Way to many pants on the list. They take up too much space. I'd say bring, at maximum, 4 per person each.

I usually bring about 2 or 3 sports bras and one regular one.

And sandals that could be used for both walking and poolside would cut down on space and weight too.

If laundry detergent is on the list, definitely cut down on the amount of undies. 5 or 6 pair should suffice. Just wash them as needed in the sinks and let dry overnight.

The whole objective is to pack as light as possible so you don't go over the weight limit.
divewop is offline  
Apr 25th, 2007, 10:26 AM
Original Poster
Join Date: Oct 2006
Posts: 146
I know some of the stuff I have seems excessive (i.e. bengay but it's a baby one I promise). I remembered a thread from a few months back asking what people wish they had brought and I remember seeing Bengay. I completely agree, less is more, but it's amazing how rational goes out the window when it comes time to pack. Yuo forget the important stuff and convince yourself that you need everything else.

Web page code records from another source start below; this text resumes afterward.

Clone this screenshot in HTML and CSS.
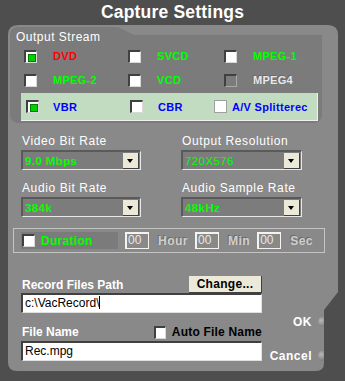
FILE: index.html
```html
<!DOCTYPE html>
<html lang="en">
<head>
    <meta charset="UTF-8">
    <title>Capture Settings</title>
    <link rel="stylesheet" href="styles.css">
</head>
<body>
    <h1 class="title">Capture Settings</h1>
    <div class="panel">
        <div class="stream-group">
            <div class="group-label">Output Stream</div>
            <div class="check-grid">
                <div class="opt"><span class="box checked"></span><span class="red">DVD</span></div>
                <div class="opt"><span class="box"></span><span class="green">SVCD</span></div>
                <div class="opt"><span class="box"></span><span class="green">MPEG-1</span></div>
                <div class="opt"><span class="box"></span><span class="green">MPEG-2</span></div>
                <div class="opt"><span class="box"></span><span class="green">VCD</span></div>
                <div class="opt"><span class="box disabled"></span><span class="muted">MPEG4</span></div>
            </div>
            <div class="rate-band">
                <div class="opt opt-vbr"><span class="box checked"></span><span class="blue">VBR</span></div>
                <div class="opt opt-cbr"><span class="box"></span><span class="blue">CBR</span></div>
                <div class="opt opt-av"><span class="box flat"></span><span class="blue">A/V Splitterec</span></div>
            </div>
        </div>

        <div class="select-grid">
            <div class="field">
                <label>Video Bit Rate</label>
                <div class="select"><span class="bold">9.0 Mbps</span><span class="drop"></span></div>
            </div>
            <div class="field">
                <label>Output Resolution</label>
                <div class="select"><span>720X576</span><span class="drop"></span></div>
            </div>
            <div class="field">
                <label>Audio Bit Rate</label>
                <div class="select"><span class="bold">384k</span><span class="drop"></span></div>
            </div>
            <div class="field">
                <label>Audio Sample Rate</label>
                <div class="select"><span class="bold">48kHz</span><span class="drop"></span></div>
            </div>
        </div>

        <div class="duration">
            <div class="dur-check"><span class="box"></span><span class="green">Duration</span></div>
            <span class="num">00</span><span class="unit">Hour</span>
            <span class="num">00</span><span class="unit">Min</span>
            <span class="num">00</span><span class="unit">Sec</span>
        </div>

        <div class="files">
            <div class="files-left">
                <div class="row-head">
                    <span class="head">Record Files Path</span>
                    <button class="change-btn">Change...</button>
                </div>
                <div class="text-input">c:\VacRecord\<span class="caret"></span></div>
                <div class="row-head row-name">
                    <span class="head">File Name</span>
                    <span class="auto"><span class="box"></span>Auto File Name</span>
                </div>
                <div class="text-input">Rec.mpg</div>
            </div>
            <div class="actions">
                <div class="action action-ok">OK<span class="knob"></span></div>
                <div class="action">Cancel<span class="knob"></span></div>
            </div>
        </div>
    </div>
</body>
</html>
```

FILE: styles.css
```css
* {
    box-sizing: border-box;
    margin: 0;
    padding: 0;
}

body {
    width: 345px;
    height: 381px;
    overflow: hidden;
    background-color: #4e4e4e;
    font-family: "Liberation Sans", Arial, sans-serif;
    font-size: 12px;
    color: #fff;
}

.title {
    height: 25px;
    line-height: 25px;
    text-align: center;
    font-size: 17.5px;
    font-weight: bold;
    letter-spacing: 0.2px;
    color: #fff;
}

.panel {
    position: relative;
    margin-left: 8px;
    width: 330px;
    height: 346px;
    padding-top: 2px;
    background-color: #898989;
    clip-path: path("M10,0 H320 Q330,0 330,10 V267 L316,285 V338 Q316,346 308,346 H9 Q0,346 0,337 V10 Q0,0 10,0 Z");
}

/* output stream group */
.stream-group {
    position: relative;
    margin-left: 2px;
    width: 312px;
    height: 96px;
    background-color: #7b7b7b;
    border-radius: 8px;
}

.stream-group::after {
    content: "";
    position: absolute;
    top: 0;
    left: 108px;
    right: 0;
    height: 8px;
    background-color: #898989;
    clip-path: polygon(0 0, 100% 0, 100% 100%, 16px 100%);
}

.group-label {
    padding: 3px 0 0 6px;
    height: 17px;
    line-height: 14px;
    letter-spacing: 0.5px;
}

.check-grid {
    display: grid;
    grid-template-columns: 104px 96px 100px;
    grid-auto-rows: 24px;
    padding-left: 14px;
}

.opt {
    display: flex;
    align-items: center;
    font-size: 11px;
    font-weight: bold;
    letter-spacing: 0.3px;
}

.opt .box {
    margin-right: 16px;
}

.box {
    display: inline-block;
    position: relative;
    width: 13px;
    height: 13px;
    background-color: #fff;
    border-top: 2px solid #404040;
    border-left: 2px solid #404040;
    border-right: 1px solid #d8d8d8;
    border-bottom: 1px solid #d8d8d8;
    flex: none;
}

.box.checked::after {
    content: "";
    position: absolute;
    left: 2px;
    top: 2px;
    width: 6px;
    height: 6px;
    background-color: #00d000;
    border: 1px solid #008000;
}

.box.disabled {
    background-color: #7b7b7b;
    border-right-color: #a8a8a8;
    border-bottom-color: #a8a8a8;
}

.box.flat {
    border: 1px solid #a0a0a0;
    background-color: #fff;
}

.red { color: #ff0000; }
.green { color: #00ff00; }
.blue { color: #0000ff; }

.muted {
    color: #e8e8e8;
    text-shadow: -1px -1px 0 #6a6a6a;
}

.rate-band {
    display: flex;
    align-items: center;
    margin: 1px 0 0 11px;
    width: 297px;
    height: 28px;
    background-color: #c2dcc2;
    border-right: 1px solid #f0f0f0;
    border-bottom: 1px solid #f0f0f0;
    padding-left: 5px;
}

.opt-vbr { width: 104px; }
.opt-vbr .box { margin-right: 14px; }
.opt-cbr { width: 84px; }
.opt-cbr .box { margin-right: 15px; }
.opt-av .box { margin-right: 5px; }

/* selects */
.select-grid {
    display: grid;
    grid-template-columns: 120px 121px;
    column-gap: 40px;
    row-gap: 11px;
    margin: 11px 0 0 13px;
}

.field label {
    display: block;
    height: 16px;
    line-height: 14px;
    letter-spacing: 0.6px;
    padding-left: 1px;
}

.select {
    display: flex;
    align-items: center;
    justify-content: space-between;
    height: 20px;
    background-color: #7c7c7c;
    border-top: 2px solid #5a5a5a;
    border-left: 2px solid #5a5a5a;
    border-right: 1px solid #e8e8e8;
    border-bottom: 1px solid #e8e8e8;
    color: #00ff00;
    font-size: 11.5px;
    padding-left: 2px;
    letter-spacing: 0.4px;
}

.select .bold {
    font-weight: bold;
}

.drop {
    position: relative;
    width: 16px;
    height: 16px;
    margin-right: 1px;
    background-color: #ece9d8;
    border-right: 1px solid #404040;
    border-bottom: 1px solid #404040;
}

.drop::after {
    content: "";
    position: absolute;
    left: 4px;
    top: 6px;
    border-left: 3.5px solid transparent;
    border-right: 3.5px solid transparent;
    border-top: 4px solid #000;
}

/* duration */
.duration {
    display: flex;
    align-items: center;
    margin: 11px 0 0 5px;
    width: 312px;
    height: 25px;
    border: 1px solid #c4c4c4;
    padding-left: 7px;
}

.dur-check {
    display: flex;
    align-items: center;
    width: 97px;
    height: 17px;
    background-color: #7b7b7b;
    font-weight: bold;
    font-size: 12px;
    letter-spacing: 0.3px;
}

.dur-check .box {
    margin: 0 6px 0 1px;
}

.num {
    width: 24px;
    height: 17px;
    margin-left: 7px;
    border: 1px solid #f4f4ec;
    border-top-width: 2px;
    border-left-width: 2px;
    color: #e8e8e8;
    font-size: 12px;
    line-height: 13px;
    padding-left: 1px;
}

.unit {
    color: #cfcfcf;
    text-shadow: -1px -1px 0 #6a6a6a;
    letter-spacing: 0.5px;
    font-weight: bold;
    margin-left: 9px;
}

/* files */
.files {
    display: flex;
    margin: 22px 0 0 13px;
}

.files-left {
    width: 241px;
}

.row-head {
    display: flex;
    align-items: center;
    justify-content: space-between;
    height: 18px;
}

.head {
    font-weight: bold;
    padding-left: 1px;
    padding-top: 2px;
}

.change-btn {
    width: 73px;
    height: 17px;
    background-color: #ece9d8;
    border: none;
    border-right: 1px solid #404040;
    border-bottom: 1px solid #404040;
    font-family: "Liberation Sans", Arial, sans-serif;
    font-size: 12px;
    font-weight: bold;
    color: #000;
    letter-spacing: 0.3px;
}

.text-input {
    height: 20px;
    background-color: #fff;
    border-top: 2px solid #404040;
    border-left: 2px solid #404040;
    border-right: 1px solid #e0e0e0;
    border-bottom: 1px solid #e0e0e0;
    color: #000;
    font-size: 12px;
    line-height: 16px;
    padding-left: 2px;
}

.caret {
    display: inline-block;
    width: 1px;
    height: 13px;
    background-color: #000;
    vertical-align: -2px;
}

.row-name {
    height: 28px;
    align-items: flex-end;
    padding-bottom: 2px;
}

.auto {
    display: flex;
    align-items: center;
    font-weight: bold;
    color: #000;
    letter-spacing: 0.2px;
}

.auto .box {
    margin-right: 6px;
    width: 12px;
    height: 13px;
}

.actions {
    display: flex;
    flex-direction: column;
    align-items: flex-end;
    width: 64px;
    padding-top: 40px;
}

.action {
    display: flex;
    align-items: center;
    height: 14px;
    font-weight: bold;
    letter-spacing: 0.5px;
}

.action-ok {
    margin-bottom: 20px;
}

.knob {
    width: 8px;
    height: 10px;
    margin-left: 6px;
    border-radius: 50%;
    background: radial-gradient(circle at 40% 35%, #b8b8b8, #6c6c6c);
}
```
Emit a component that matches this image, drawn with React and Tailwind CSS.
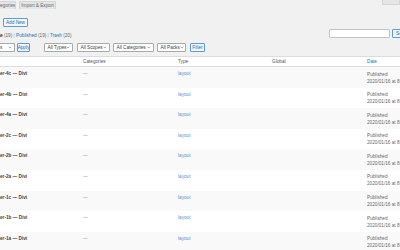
const layouts = ["er-4c", "er-4b", "er-4a", "er-2c", "er-2b", "er-2a", "er-1c", "er-1b", "er-1a"];

function Chevron() {
  return (
    <svg width="4" height="3" viewBox="0 0 4 3" className="shrink-0">
      <path d="M0.6 0.7 L2 2.1 L3.4 0.7" fill="none" stroke="#6c7781" strokeWidth="0.6" />
    </svg>
  );
}

function Select({ label, className }) {
  return (
    <div className={`h-[9px] flex items-center justify-between pl-[2.5px] pr-[2px] bg-white border border-[#a7aaad] rounded-[1px] whitespace-nowrap text-[#3c434a] ${className}`}>
      <span className="leading-[7px]">{label}</span>
      <Chevron />
    </div>
  );
}

function Button({ label, className }) {
  return (
    <div className={`h-[9px] flex items-center justify-center bg-[#f3f5f6] border border-[#5b9dd9] rounded-[1px] text-[#2271b1] whitespace-nowrap ${className}`}>
      {label}
    </div>
  );
}

export default function App() {
  return (
    <div className="w-[400px] h-[250px] overflow-hidden bg-[#f1f1f1] font-['Liberation_Sans',Arial,sans-serif] text-[4.7px] text-[#3c434a]">
      {/* nav tabs + screen options */}
      <div className="flex justify-between h-[9px]">
        <div className="flex items-end gap-[3px]">
          <div className="w-[16px] h-[8px] leading-[8px] bg-[#e5e5e5] border-r border-t border-[#d5d5d5] text-[#646970] whitespace-nowrap overflow-hidden">
            egories
          </div>
          <div className="w-[37px] h-[8px] leading-[8px] bg-[#e5e5e5] border border-b-0 border-[#d5d5d5] text-[#646970] text-center whitespace-nowrap">
            Import &amp; Export
          </div>
        </div>
        <div className="w-[18px] h-[5px] bg-[#e5e5e5] border border-t-0 border-[#d5d5d5] rounded-b-[1px]" />
      </div>

      {/* heading action */}
      <div className="mt-[9px] ml-[3px] w-[25px]">
        <Button label="Add New" className="w-[25px]" />
      </div>

      {/* status links + search */}
      <div className="mt-[2px] flex justify-between h-[9px]">
        <div className="mt-[4px] leading-[6px] whitespace-nowrap">
          <span className="font-bold text-[#1d2327]">e</span>
          <span className="text-[#646970]"> (19)</span>
          <span className="text-[#a7aaad]"> | </span>
          <span className="text-[#2271b1]">Published</span>
          <span className="text-[#646970]"> (19)</span>
          <span className="text-[#a7aaad]"> | </span>
          <span className="text-[#2271b1]">Trash</span>
          <span className="text-[#646970]"> (20)</span>
        </div>
        <div className="w-[71px] flex gap-[2px] overflow-hidden">
          <div className="w-[61px] h-[9px] shrink-0 bg-white border border-[#c3c4c7] rounded-[1px]" />
          <Button label="Search Layouts" className="shrink-0 px-[3px]" />
        </div>
      </div>

      {/* filters */}
      <div className="mt-[5px] flex h-[9px]">
        <div className="w-[15px] h-[9px] flex items-center justify-between pr-[2px] bg-white border border-l-0 border-[#a7aaad] rounded-r-[1px]">
          <span className="leading-[7px]">s</span>
          <Chevron />
        </div>
        <Button label="Apply" className="ml-[2px] w-[13px]" />
        <Select label="All Types" className="ml-[14px] w-[29px]" />
        <Select label="All Scopes" className="ml-[4px] w-[33px]" />
        <Select label="All Categories" className="ml-[3px] w-[41px]" />
        <Select label="All Packs" className="ml-[3px] w-[29px]" />
        <Button label="Filter" className="ml-[4px] w-[15px]" />
      </div>

      {/* table */}
      <div className="mt-[4px] bg-white">
        <div className="grid grid-cols-[83px_95px_94px_95px_1fr] h-[11px] leading-[9px] border-t border-b border-[#dcdcde] whitespace-nowrap text-[#50575e]">
          <div />
          <div>Categories</div>
          <div>Type</div>
          <div>Global</div>
          <div className="text-[#2271b1]">Date</div>
        </div>
        {layouts.map((name, i) => (
          <div
            key={name}
            className={`grid grid-cols-[83px_95px_94px_95px_1fr] h-[20.6px] whitespace-nowrap ${i % 2 === 0 ? "bg-[#f9f9f9]" : "bg-white"}`}
          >
            <div className="pt-[4px] leading-[6px] font-bold text-[#3c434a]">
              {name} — Divi
            </div>
            <div className="pt-[4px] leading-[6px] text-[#8c8f94]">—</div>
            <div className="pt-[4px] leading-[6px] text-[#4f94d4]">layout</div>
            <div />
            <div className="pt-[3.5px] leading-[7px] text-[#646970] overflow-hidden">
              <div>Published</div>
              <div>2020/01/16 at 8:37 am</div>
            </div>
          </div>
        ))}
      </div>
    </div>
  );
}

It's also because, in a sense, I'm packing for four adults so I have this big fear that if I don't pack it someone will be miserable and blame me for their trip being a disater. woe the trip planner. There's something to be said for pointing at a magazine and saying that one. Planning for family is not the easiet thing.


p.s. I REALLY, REALLY appreciate everyone's comments. You're keeping me sane.